BEGIN Data

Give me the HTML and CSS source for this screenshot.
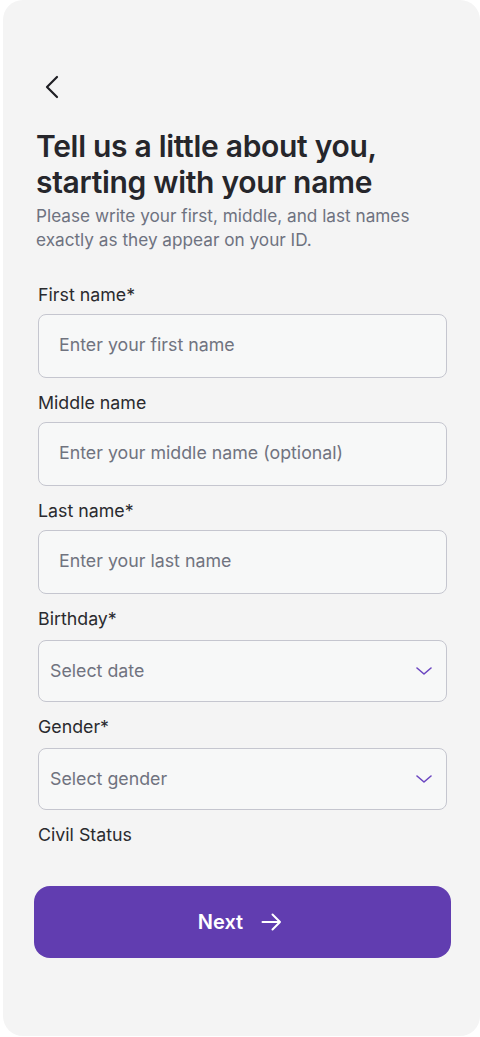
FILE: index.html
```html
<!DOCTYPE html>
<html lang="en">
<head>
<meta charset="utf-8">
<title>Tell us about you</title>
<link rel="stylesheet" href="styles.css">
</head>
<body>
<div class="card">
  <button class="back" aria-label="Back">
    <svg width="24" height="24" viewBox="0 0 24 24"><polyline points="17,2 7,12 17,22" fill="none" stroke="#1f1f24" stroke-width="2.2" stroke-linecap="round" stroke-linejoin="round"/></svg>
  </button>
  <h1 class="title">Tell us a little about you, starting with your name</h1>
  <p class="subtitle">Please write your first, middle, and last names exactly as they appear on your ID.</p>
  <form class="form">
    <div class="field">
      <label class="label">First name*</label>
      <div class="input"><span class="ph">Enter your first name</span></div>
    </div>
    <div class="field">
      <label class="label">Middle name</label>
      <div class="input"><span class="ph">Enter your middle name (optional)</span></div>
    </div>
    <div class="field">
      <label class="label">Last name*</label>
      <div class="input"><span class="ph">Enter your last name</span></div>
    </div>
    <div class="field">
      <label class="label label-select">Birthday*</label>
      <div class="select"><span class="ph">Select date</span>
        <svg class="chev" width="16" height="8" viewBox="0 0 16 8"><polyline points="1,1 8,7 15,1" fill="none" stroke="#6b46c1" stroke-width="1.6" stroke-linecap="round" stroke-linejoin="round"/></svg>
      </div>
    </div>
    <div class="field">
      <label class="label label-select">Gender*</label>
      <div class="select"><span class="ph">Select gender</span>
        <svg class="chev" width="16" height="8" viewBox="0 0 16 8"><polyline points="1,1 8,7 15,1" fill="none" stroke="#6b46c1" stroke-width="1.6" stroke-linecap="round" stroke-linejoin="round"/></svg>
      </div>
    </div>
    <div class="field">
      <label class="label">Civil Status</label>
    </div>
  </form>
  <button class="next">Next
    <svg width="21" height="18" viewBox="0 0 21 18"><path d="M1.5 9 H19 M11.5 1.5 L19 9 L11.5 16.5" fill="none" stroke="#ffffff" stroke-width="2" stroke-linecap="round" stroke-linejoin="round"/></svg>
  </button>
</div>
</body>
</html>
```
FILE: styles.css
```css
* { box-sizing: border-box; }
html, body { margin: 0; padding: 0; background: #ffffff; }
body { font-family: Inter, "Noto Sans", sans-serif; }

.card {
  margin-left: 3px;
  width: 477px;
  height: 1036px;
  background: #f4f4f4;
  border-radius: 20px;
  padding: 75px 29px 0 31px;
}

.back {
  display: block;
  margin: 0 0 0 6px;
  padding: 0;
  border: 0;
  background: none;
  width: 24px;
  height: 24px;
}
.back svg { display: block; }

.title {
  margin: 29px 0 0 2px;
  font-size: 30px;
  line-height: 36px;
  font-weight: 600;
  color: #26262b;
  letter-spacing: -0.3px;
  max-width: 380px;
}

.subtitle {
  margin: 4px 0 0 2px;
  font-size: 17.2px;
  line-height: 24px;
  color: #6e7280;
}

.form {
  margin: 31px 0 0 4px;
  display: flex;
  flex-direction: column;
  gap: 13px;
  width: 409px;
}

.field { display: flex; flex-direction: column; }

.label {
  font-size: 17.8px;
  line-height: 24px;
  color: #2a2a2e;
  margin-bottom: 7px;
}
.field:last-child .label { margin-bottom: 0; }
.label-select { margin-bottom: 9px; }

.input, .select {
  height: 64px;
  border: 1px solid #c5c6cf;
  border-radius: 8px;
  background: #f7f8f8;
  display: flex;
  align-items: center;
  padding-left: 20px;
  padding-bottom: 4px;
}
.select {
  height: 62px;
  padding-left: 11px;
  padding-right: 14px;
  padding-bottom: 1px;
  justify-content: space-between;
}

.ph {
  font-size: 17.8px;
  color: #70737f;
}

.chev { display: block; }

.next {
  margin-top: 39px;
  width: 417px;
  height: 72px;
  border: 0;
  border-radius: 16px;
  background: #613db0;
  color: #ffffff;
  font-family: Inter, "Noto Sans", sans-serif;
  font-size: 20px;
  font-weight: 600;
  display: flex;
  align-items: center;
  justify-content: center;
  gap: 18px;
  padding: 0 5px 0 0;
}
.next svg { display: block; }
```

END Data

Copy each line above precisely, dropping the pictures.

Full output:
Give me the HTML and CSS source for this screenshot.
FILE: index.html
```html
<!DOCTYPE html>
<html lang="en">
<head>
<meta charset="utf-8">
<title>Tell us about you</title>
<link rel="stylesheet" href="styles.css">
</head>
<body>
<div class="card">
  <button class="back" aria-label="Back">
    <svg width="24" height="24" viewBox="0 0 24 24"><polyline points="17,2 7,12 17,22" fill="none" stroke="#1f1f24" stroke-width="2.2" stroke-linecap="round" stroke-linejoin="round"/></svg>
  </button>
  <h1 class="title">Tell us a little about you, starting with your name</h1>
  <p class="subtitle">Please write your first, middle, and last names exactly as they appear on your ID.</p>
  <form class="form">
    <div class="field">
      <label class="label">First name*</label>
      <div class="input"><span class="ph">Enter your first name</span></div>
    </div>
    <div class="field">
      <label class="label">Middle name</label>
      <div class="input"><span class="ph">Enter your middle name (optional)</span></div>
    </div>
    <div class="field">
      <label class="label">Last name*</label>
      <div class="input"><span class="ph">Enter your last name</span></div>
    </div>
    <div class="field">
      <label class="label label-select">Birthday*</label>
      <div class="select"><span class="ph">Select date</span>
        <svg class="chev" width="16" height="8" viewBox="0 0 16 8"><polyline points="1,1 8,7 15,1" fill="none" stroke="#6b46c1" stroke-width="1.6" stroke-linecap="round" stroke-linejoin="round"/></svg>
      </div>
    </div>
    <div class="field">
      <label class="label label-select">Gender*</label>
      <div class="select"><span class="ph">Select gender</span>
        <svg class="chev" width="16" height="8" viewBox="0 0 16 8"><polyline points="1,1 8,7 15,1" fill="none" stroke="#6b46c1" stroke-width="1.6" stroke-linecap="round" stroke-linejoin="round"/></svg>
      </div>
    </div>
    <div class="field">
      <label class="label">Civil Status</label>
    </div>
  </form>
  <button class="next">Next
    <svg width="21" height="18" viewBox="0 0 21 18"><path d="M1.5 9 H19 M11.5 1.5 L19 9 L11.5 16.5" fill="none" stroke="#ffffff" stroke-width="2" stroke-linecap="round" stroke-linejoin="round"/></svg>
  </button>
</div>
</body>
</html>
```
FILE: styles.css
```css
* { box-sizing: border-box; }
html, body { margin: 0; padding: 0; background: #ffffff; }
body { font-family: Inter, "Noto Sans", sans-serif; }

.card {
  margin-left: 3px;
  width: 477px;
  height: 1036px;
  background: #f4f4f4;
  border-radius: 20px;
  padding: 75px 29px 0 31px;
}

.back {
  display: block;
  margin: 0 0 0 6px;
  padding: 0;
  border: 0;
  background: none;
  width: 24px;
  height: 24px;
}
.back svg { display: block; }

.title {
  margin: 29px 0 0 2px;
  font-size: 30px;
  line-height: 36px;
  font-weight: 600;
  color: #26262b;
  letter-spacing: -0.3px;
  max-width: 380px;
}

.subtitle {
  margin: 4px 0 0 2px;
  font-size: 17.2px;
  line-height: 24px;
  color: #6e7280;
}

.form {
  margin: 31px 0 0 4px;
  display: flex;
  flex-direction: column;
  gap: 13px;
  width: 409px;
}

.field { display: flex; flex-direction: column; }

.label {
  font-size: 17.8px;
  line-height: 24px;
  color: #2a2a2e;
  margin-bottom: 7px;
}
.field:last-child .label { margin-bottom: 0; }
.label-select { margin-bottom: 9px; }

.input, .select {
  height: 64px;
  border: 1px solid #c5c6cf;
  border-radius: 8px;
  background: #f7f8f8;
  display: flex;
  align-items: center;
  padding-left: 20px;
  padding-bottom: 4px;
}
.select {
  height: 62px;
  padding-left: 11px;
  padding-right: 14px;
  padding-bottom: 1px;
  justify-content: space-between;
}

.ph {
  font-size: 17.8px;
  color: #70737f;
}

.chev { display: block; }

.next {
  margin-top: 39px;
  width: 417px;
  height: 72px;
  border: 0;
  border-radius: 16px;
  background: #613db0;
  color: #ffffff;
  font-family: Inter, "Noto Sans", sans-serif;
  font-size: 20px;
  font-weight: 600;
  display: flex;
  align-items: center;
  justify-content: center;
  gap: 18px;
  padding: 0 5px 0 0;
}
.next svg { display: block; }
```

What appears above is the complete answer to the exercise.